I could go on, but this is a really hard problem.


Sprawling networks can be upgraded with gateways and bridges where wholesale replacement isn't viable. Rural services (telephony, electricity, water, gas, sewerage, postal, ...) are often noneconomical and in the US there's a long tradition of either cooperatives or government-run (often municipally-organised) services, and/or steep subsidies.

The legacy assumptions built into PSTN seem to be getting in the way. Simple dumb terminals with no logic greater than being able to generate pulses or tones, logic in centralised switches (which should make upgrading more viable). Identity presumed to be based on the device and circuit, rather than the person at the end of the line (in the increasingly rare cases where a person is in fact at either end of the line). Stronger authentication, and different levels of authentication, are both necessary. (And some preservation for anonymous communications, within the constraints of technologically mediated telecoms platforms, is also useful --- it has its place.)

I'm also fearful that such a system will become captured by a single entity and not offer interoperability --- the long line of personal messaging systems offered by a string of Internet monopolies and would-be monopolies suggest the position has some appeal, if it's difficult to attain.

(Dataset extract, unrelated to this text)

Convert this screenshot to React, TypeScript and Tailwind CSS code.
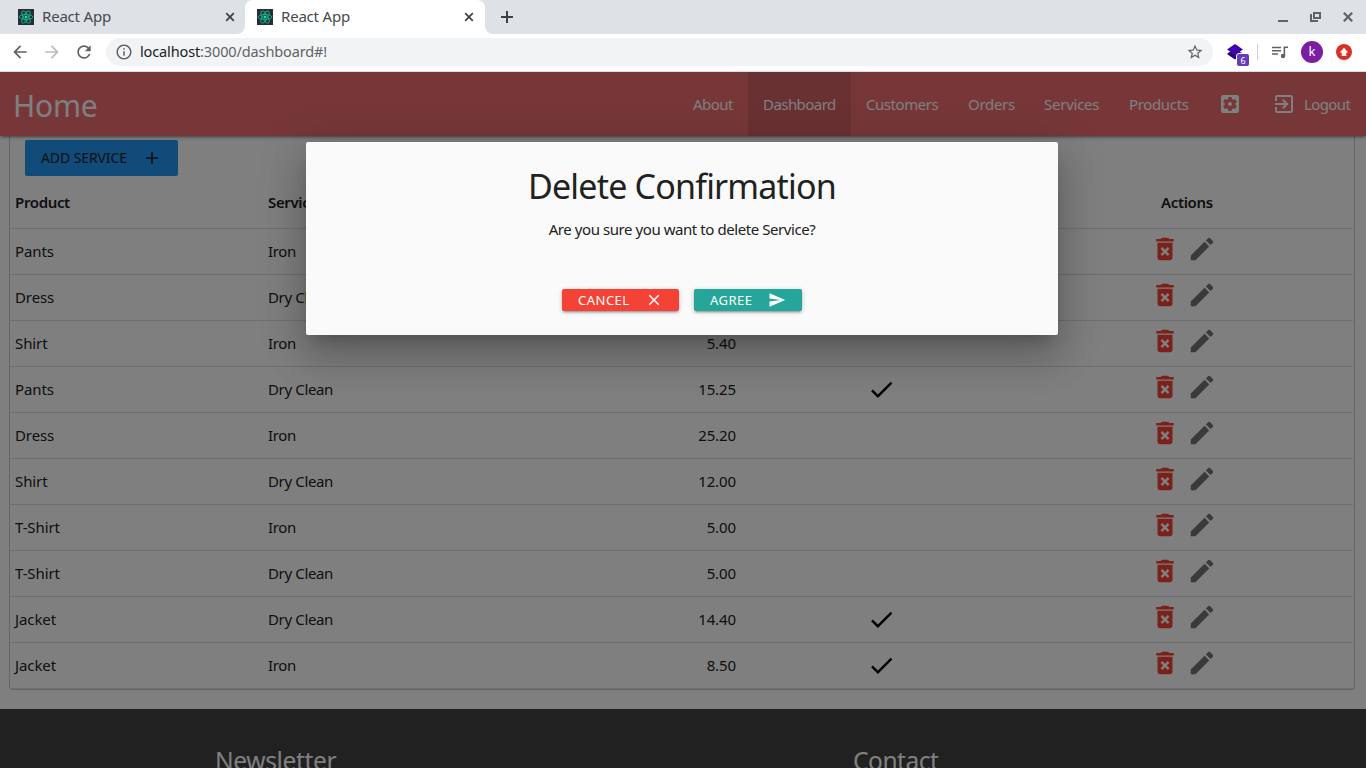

MCI, AoL, Microsoft Messenger, Google's litany of extirpated chat apps, Facebook, Discord, Telegram, Signal, Protonmail, etc.

In its early years telephony was exclusive, and for much of its existence, expensive. Those cost barriers to usage meant that the worst abuses of the system were avoided (though the annoyance of telephone solicitation were still remarked on).

I'm not sure how or where volume increased, though Google Ngram shows "telemarketing" and a set of related terms taking off in the 1970s and 1980s:

https://books.google.com/ngrams/graph?content=telemarketing%...


unless you've worked in telecom, this part

> Sprawling networks can be upgraded with gateways and bridges where wholesale replacement isn't viable. Rural services (telephony, electricity, water, gas, sewerage, postal, ...) are often noneconomical and in the US there's a long tradition of either cooperatives or government-run (often municipally-organised) services, and/or steep subsidies.

this is really overly optimistic, you underestimate how moribund the traditional telco/copper POTS line/dialtone service is. the various ILECs around the USA and their patchwork of territories are putting the bare minimum into keeping some of this stuff running. nobody is going to retrofit custom gateways into their network.

they'll spend money on lobbyists and lawyers to fight back against doing anything other than maintaining the status quo instead.


Exactly. Back in the early 2000s there was a flurry of activity as telcos replaced old Nortel and Lucent TDM switches with IP ones made by CopperCom, Metaswitch, Taqua and the rest but a lot of that was funded by govt funds (eg USDA RUS) and even then those companies could not do anything about the copper access wiring leading into tbeir shiny new switches. So you had this weird situation where a sleek, all IP softswitch was talking IP to a gateway which spoke some TDM thing to an even older SLC96 with a gazillion copper loops hanging off of it.

I think that all those companies are dead or acquired now.